Taranaki Daily News

That honourable line of linen beats tumble drying

- JOE BENNETT

Sturm und drang, sturm und drang, everywhere is sturm und drang, with sturm meaning storm, of course, and drang meaning, well, I’ve never felt the need to know.

The sound of drang is enough. Oh lord save us from drang, now and in the hour of our death.

But the lord is not saving us from drang. The dear old lord has gone all old-testament of late and is dropping drang like a B52. Earthquake­s, hurricanes, monsoon flooding, North Korean nukes and Buddhist butchers, misery in Yemen, misery in Myanmar, all the old tribal divisions flaring up, fascists drifting back into Western parliament­s, and the most powerful political office in the world delivered into the hands of a maniacal toddler. It’s drangland to the max. Drang wherever you look. Unlimited fodder for the columnist. So I’m going to write about washing lines.

I may as well, because there’s nothing new about drang. ‘‘If we read of one man robbed, or murdered, or killed by accident,’’ wrote Thoreau, ‘‘or one house burned, or one vessel wrecked, or one steamboat blown up, or one cow run over on the Western Railroad, or one mad dog killed, or one lot of grasshoppe­rs in the winter – we never need read of another.’'

But also because of a hedge. It’s a north-facing hedge, a sun-facing hedge, and here in Lyttelton at this time of the year sun is precious, and so the owners of the hedge have taken to pinning their washing to it. And I am delighted.

Most of us have a washing line and we hide it out the back. We see it as a necessary blight, an unseemline­ss it is better not to advertise.

For there is something confession­al about washing. Washed clothes are not new clothes. Rather they’re honest clothes, tailored to imperfect bodies, and in a world ruled by shopping, where commercial fantasies have replaced religious fantasies, there is less and less room for imperfecti­on, for the body unbeautifu­l.

These days when I peg out a week’s worth of underpants, peg them out side by side, then stand back and gaze on their expanse, their XXOS acreage, my inner teenager gasps with wonder and with horror.

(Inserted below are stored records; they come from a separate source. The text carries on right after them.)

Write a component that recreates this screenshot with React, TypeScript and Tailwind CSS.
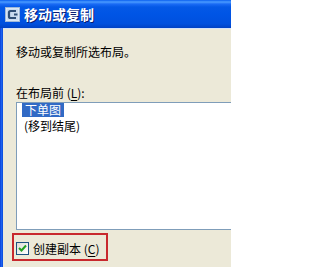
import React from "react";

export default function App() {
  return (
    <div className="w-[231px] h-[267px] overflow-hidden flex flex-col text-[12px] text-black font-['SimSun','Noto_Sans_CJK_SC',sans-serif]">
      {/* Title bar */}
      <div className="h-[28px] shrink-0 flex items-center pl-[5px] bg-[linear-gradient(180deg,#0A5FEF_0px,#4A9BFF_2px,#1A6BF5_4px,#0458E6_7px,#0055E5_50%,#0050DE_85%,#0041C4_100%)]">
        <svg width="15" height="15" viewBox="0 0 15 15" className="shrink-0">
          <rect x="0.5" y="0.5" width="14" height="14" fill="#E9F1FB" stroke="#9FB8D8" />
          <rect x="1.5" y="1.5" width="12" height="12" fill="#C9DBF0" />
          <path d="M11 4 H5.5 Q4 4 4 5.5 V9.5 Q4 11 5.5 11 H11" fill="none" stroke="#2F4F77" strokeWidth="2.2" />
          <path d="M9 7.5 L12.5 7.5" stroke="#2F4F77" strokeWidth="2" />
        </svg>
        <span className="ml-[4px] text-white font-bold text-[14px] leading-[16px] [text-shadow:1px_1px_0_#0A1E72]">
          移动或复制
        </span>
      </div>
      {/* Body */}
      <div className="flex flex-1">
        <div className="w-[3px] shrink-0 bg-[linear-gradient(90deg,#0B3FD6,#1D62EE,#0849D9)]" />
        <div className="flex-1 bg-[#ECE9D8] pl-[13px] pt-[15px] flex flex-col border-t border-[#D6E3F8]">
          <p className="leading-[16px]">移动或复制所选布局。</p>
          <p className="mt-[25px] leading-[16px]">
            在布局前 (<span className="underline underline-offset-2">L</span>):
          </p>
          <div className="mt-[1px] w-[230px] h-[128px] shrink-0 bg-white border border-[#7F9DB9] pl-[5px] flex flex-col items-start">
            <div className="h-[14px] px-[3px] bg-[#316AC5] text-white leading-[14px]">下单图</div>
            <div className="mt-[2px] pl-[2px] leading-[14px]">(移到结尾)</div>
          </div>
          <div className="mt-[3px] -ml-[4px] w-[96px] h-[28px] border-2 border-[#C8282D] flex items-start pt-[7px] pl-[2px]">
            <div className="w-[13px] h-[13px] shrink-0 border border-[#1C5180] bg-[linear-gradient(135deg,#DCDCD7,#FFFFFF)] flex items-center justify-center">
              <svg width="9" height="9" viewBox="0 0 9 9">
                <path d="M1 4 L3.5 6.5 L8 1.5" fill="none" stroke="#21A121" strokeWidth="2" />
              </svg>
            </div>
            <span className="ml-[4px] leading-[14px]">
              创建副本 (<span className="underline underline-offset-2">C</span>)
            </span>
          </div>
        </div>
      </div>
    </div>
  );
}
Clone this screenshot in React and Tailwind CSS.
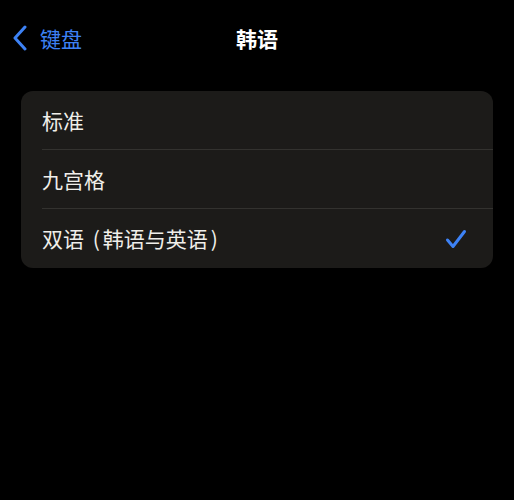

‘‘How did this happen?’’ he whispers, ‘‘this was not what I meant at all.’’ But his piping treble is quite drowned out by my inner ironist, who flings back his head and guffaws. Time tells only one joke but it’s a cracker.

I once saw a washing line hung with half a dozen boiler suits. A breeze had plumped their arms and legs and they looked like hanged men dancing. I like the way a pegged shirt streams out with the wind, its arms reaching for the horizon. I like the flawed honesty of a single sock, better still of a single sock with a hole in the heel. And I like to see old bed sheets, the wind filling them like sails and cracking them like whips, so when next they cover the sad sag of a mattress they bring a fillip with them, a whiff in their threads of the fresh spring air. For to peg out clothes isn’t just to dry them. It’s to infuse them with the world’s breath.

The enemy, of course, is the tumble dryer. It’s too easy, too convenient, too close to the washing machine. It crumples shirts and it costs me money and it infuses my clothes with nothing but static, but I am a lazy beast and I often succumb to sloth.

My mother never had the chance. She got from nought to 94 without a tumble dryer and for most of the 20th century she had washing on the line. To her the sound of raindrops was a starter’s gun. She’d sprint for the back door and the line of washing, ripping down a family’s worth of socks and shirts and towels and knickers, dashing back with them over her arm, racing against God.

My mother’s pegged her last sock, but in her time she formed one link in a chain of washing and drying that goes back centuries. For when I saw the hedgeful of Lyttelton laundry I immediatel­y thought of Falstaff, Shakespear­e’s Falstaff, coward, braggart, thief, drunkard, liar, glutton and one of the most endearing characters in literature.

In Henry IV he recruits some rag-tag soldiers to fight for the king, mostly broken old men and paupers, but who, he reasons, ‘‘will fill a pit as well as any’’.

As for their uniforms, ‘‘there’s but a shirt and a half in all my company, and the half shirt is two napkins tacked together,’’ he says, ‘‘but that’s all one; they’ll find linen enough on every hedge’’.

Drang comes and drang goes, but some things stay the same.